# [Your instructions]
From the listing below, extract every line in which the word "screenshot" appears.

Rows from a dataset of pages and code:
━━━━━━━━━━━━━━━━━━━━

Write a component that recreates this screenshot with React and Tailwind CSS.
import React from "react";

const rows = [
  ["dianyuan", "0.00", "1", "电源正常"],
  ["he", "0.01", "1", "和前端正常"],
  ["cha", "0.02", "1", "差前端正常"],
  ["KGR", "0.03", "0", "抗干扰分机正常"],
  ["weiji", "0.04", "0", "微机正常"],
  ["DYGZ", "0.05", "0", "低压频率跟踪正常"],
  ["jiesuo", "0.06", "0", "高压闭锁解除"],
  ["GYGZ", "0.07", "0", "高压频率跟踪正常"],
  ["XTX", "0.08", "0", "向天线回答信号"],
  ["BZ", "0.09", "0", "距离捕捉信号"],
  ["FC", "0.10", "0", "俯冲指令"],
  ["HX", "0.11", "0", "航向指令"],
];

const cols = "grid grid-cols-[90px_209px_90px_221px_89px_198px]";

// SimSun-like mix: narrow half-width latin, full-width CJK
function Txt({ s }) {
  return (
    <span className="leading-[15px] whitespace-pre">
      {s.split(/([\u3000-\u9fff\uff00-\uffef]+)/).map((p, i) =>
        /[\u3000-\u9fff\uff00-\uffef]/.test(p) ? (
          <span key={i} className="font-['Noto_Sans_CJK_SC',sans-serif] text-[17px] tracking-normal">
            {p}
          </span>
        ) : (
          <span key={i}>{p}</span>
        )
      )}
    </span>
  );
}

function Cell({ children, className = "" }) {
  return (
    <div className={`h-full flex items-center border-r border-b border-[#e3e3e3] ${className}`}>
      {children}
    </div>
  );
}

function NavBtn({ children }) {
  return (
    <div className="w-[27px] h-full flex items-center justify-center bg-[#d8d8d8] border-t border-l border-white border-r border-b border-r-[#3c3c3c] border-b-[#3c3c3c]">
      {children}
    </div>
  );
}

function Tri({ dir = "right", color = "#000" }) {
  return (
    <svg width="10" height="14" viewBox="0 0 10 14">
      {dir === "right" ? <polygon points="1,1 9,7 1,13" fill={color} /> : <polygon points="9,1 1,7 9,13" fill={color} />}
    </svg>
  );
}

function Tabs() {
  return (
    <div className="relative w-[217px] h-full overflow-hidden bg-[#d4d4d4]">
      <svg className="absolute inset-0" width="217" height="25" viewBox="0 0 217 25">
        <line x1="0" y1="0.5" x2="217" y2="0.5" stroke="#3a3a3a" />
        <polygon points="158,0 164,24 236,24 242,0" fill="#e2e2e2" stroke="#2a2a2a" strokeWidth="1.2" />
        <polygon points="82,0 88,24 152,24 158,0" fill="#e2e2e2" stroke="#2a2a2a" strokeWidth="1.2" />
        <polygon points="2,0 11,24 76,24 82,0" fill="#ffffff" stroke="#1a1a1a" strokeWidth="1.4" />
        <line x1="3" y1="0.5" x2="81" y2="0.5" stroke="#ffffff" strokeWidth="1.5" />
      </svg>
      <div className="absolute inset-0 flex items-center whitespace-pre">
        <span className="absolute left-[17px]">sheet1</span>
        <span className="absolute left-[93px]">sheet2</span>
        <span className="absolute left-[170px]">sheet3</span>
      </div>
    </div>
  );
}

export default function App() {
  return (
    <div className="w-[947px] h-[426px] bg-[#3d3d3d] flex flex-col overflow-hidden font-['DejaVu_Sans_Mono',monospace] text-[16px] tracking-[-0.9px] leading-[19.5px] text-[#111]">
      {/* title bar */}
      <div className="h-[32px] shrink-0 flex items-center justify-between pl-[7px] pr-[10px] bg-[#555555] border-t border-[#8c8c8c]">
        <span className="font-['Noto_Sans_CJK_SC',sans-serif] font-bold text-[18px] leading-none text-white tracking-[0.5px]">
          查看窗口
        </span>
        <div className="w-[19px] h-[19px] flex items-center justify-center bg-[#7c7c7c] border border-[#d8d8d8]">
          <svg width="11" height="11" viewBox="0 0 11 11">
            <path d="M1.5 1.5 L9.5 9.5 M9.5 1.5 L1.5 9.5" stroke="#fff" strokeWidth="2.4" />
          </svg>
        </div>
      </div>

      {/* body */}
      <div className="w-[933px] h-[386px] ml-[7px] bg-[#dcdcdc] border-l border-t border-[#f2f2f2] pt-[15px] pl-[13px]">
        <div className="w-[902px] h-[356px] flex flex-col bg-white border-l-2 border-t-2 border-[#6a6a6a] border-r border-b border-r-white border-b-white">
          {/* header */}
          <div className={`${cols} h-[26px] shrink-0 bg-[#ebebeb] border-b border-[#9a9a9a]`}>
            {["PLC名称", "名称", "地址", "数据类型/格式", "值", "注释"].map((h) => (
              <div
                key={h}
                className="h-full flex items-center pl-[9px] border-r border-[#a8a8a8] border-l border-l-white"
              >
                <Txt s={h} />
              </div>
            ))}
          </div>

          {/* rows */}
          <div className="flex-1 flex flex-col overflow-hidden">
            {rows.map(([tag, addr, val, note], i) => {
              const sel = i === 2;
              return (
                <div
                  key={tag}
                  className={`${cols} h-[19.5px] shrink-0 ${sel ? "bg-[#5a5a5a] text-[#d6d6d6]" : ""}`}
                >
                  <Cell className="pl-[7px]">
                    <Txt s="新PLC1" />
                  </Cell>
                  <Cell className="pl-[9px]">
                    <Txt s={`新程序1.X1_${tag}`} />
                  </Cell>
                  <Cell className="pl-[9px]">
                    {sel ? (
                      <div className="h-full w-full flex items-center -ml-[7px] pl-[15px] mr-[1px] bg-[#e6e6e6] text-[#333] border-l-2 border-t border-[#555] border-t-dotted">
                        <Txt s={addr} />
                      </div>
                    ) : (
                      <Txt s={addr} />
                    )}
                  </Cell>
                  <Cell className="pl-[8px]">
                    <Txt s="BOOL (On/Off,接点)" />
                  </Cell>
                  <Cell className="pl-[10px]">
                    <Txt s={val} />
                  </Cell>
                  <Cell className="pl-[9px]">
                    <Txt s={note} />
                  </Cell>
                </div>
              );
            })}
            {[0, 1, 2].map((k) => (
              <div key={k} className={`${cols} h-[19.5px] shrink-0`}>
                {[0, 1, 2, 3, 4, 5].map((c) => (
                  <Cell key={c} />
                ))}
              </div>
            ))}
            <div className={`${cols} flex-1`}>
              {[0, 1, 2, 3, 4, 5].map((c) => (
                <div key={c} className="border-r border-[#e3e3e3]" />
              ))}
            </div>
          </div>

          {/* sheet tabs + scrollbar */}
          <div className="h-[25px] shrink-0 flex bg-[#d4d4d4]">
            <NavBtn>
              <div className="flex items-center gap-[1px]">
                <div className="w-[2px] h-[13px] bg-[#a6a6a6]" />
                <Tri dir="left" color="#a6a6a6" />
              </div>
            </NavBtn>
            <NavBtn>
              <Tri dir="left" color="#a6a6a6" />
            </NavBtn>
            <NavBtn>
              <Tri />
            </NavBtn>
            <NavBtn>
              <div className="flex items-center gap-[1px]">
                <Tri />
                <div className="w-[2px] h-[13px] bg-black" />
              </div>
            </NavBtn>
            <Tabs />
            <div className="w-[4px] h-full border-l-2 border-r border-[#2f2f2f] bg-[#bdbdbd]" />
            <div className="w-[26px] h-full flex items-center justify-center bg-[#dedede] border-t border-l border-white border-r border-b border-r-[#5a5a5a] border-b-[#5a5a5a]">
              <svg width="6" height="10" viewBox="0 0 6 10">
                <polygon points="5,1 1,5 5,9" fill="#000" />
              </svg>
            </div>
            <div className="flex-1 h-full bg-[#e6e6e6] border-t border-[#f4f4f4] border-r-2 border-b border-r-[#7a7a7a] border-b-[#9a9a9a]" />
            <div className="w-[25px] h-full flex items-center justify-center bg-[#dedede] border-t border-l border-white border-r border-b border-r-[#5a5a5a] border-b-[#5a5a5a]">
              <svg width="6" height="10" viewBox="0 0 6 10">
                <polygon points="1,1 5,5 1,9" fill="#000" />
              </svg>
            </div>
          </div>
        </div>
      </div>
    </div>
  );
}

━━━━━━━━━━━━━━━━━━━━

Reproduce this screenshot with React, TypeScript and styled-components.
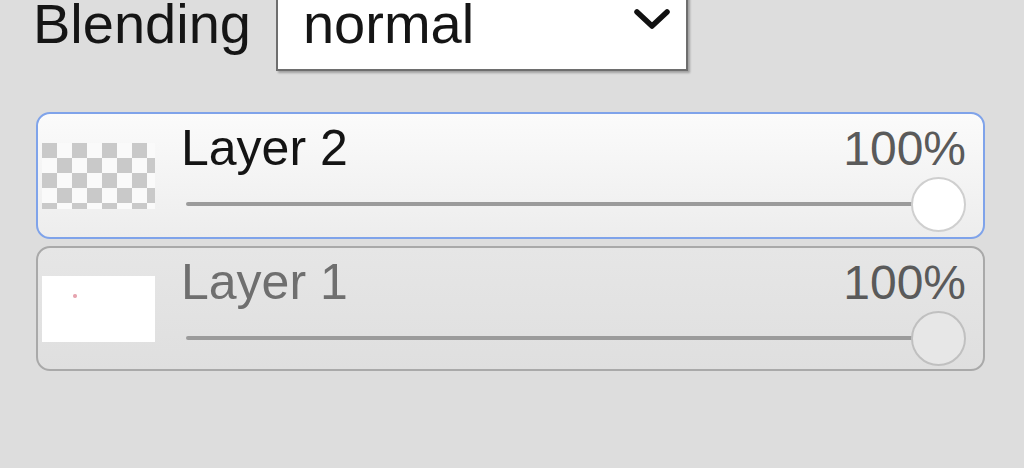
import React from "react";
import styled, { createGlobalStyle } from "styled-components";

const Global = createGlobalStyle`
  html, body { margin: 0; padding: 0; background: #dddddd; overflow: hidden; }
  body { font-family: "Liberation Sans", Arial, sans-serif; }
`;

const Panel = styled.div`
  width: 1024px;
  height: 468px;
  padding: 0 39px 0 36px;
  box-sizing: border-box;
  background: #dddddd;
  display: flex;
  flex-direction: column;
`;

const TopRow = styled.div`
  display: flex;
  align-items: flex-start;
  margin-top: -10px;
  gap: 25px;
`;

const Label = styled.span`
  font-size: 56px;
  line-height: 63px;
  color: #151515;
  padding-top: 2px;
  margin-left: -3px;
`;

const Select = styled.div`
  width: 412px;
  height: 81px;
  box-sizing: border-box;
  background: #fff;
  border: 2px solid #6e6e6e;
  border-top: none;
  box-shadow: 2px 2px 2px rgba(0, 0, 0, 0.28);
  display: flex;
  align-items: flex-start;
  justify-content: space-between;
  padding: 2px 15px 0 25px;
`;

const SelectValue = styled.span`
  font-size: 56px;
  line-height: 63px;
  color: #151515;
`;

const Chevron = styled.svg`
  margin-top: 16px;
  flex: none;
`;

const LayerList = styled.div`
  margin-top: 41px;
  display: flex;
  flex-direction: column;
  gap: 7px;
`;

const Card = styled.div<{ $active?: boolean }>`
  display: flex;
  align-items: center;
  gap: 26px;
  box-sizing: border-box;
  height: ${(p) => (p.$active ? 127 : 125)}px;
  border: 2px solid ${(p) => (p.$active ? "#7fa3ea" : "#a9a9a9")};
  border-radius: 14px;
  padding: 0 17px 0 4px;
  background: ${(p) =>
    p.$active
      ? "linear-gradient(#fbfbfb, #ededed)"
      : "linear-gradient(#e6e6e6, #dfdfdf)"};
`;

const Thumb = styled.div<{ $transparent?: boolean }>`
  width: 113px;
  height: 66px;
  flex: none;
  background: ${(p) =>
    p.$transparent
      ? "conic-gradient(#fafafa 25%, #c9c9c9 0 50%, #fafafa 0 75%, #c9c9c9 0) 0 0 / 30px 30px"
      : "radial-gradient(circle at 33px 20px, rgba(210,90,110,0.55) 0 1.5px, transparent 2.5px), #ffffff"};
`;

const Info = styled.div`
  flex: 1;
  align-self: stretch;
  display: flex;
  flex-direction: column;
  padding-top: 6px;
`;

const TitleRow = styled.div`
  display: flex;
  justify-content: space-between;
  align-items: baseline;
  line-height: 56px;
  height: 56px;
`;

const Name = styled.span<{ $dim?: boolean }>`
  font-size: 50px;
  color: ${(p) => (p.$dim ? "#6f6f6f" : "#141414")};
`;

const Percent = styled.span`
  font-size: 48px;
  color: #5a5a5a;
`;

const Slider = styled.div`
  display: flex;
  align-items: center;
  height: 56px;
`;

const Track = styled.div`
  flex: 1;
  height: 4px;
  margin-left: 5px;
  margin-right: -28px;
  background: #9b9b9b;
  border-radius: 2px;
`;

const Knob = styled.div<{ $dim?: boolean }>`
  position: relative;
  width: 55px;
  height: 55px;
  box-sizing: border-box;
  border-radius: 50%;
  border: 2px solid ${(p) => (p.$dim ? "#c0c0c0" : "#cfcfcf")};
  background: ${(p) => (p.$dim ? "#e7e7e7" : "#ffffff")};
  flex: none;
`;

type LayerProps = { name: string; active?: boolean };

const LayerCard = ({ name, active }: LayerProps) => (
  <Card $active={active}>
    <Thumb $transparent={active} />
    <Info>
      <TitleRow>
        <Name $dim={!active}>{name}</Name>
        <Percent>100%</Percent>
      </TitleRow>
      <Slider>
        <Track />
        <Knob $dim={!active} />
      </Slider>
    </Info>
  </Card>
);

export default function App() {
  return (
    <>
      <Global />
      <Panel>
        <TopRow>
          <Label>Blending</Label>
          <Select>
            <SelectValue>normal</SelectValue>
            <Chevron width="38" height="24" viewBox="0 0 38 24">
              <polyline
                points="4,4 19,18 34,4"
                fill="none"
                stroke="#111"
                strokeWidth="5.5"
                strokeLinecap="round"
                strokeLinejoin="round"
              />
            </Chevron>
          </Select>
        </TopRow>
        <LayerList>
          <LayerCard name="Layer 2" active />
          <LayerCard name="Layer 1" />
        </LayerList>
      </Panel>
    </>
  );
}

━━━━━━━━━━━━━━━━━━━━

# [Answer to this problem]
Write a component that recreates this screenshot with React and Tailwind CSS.
Reproduce this screenshot with React, TypeScript and styled-components.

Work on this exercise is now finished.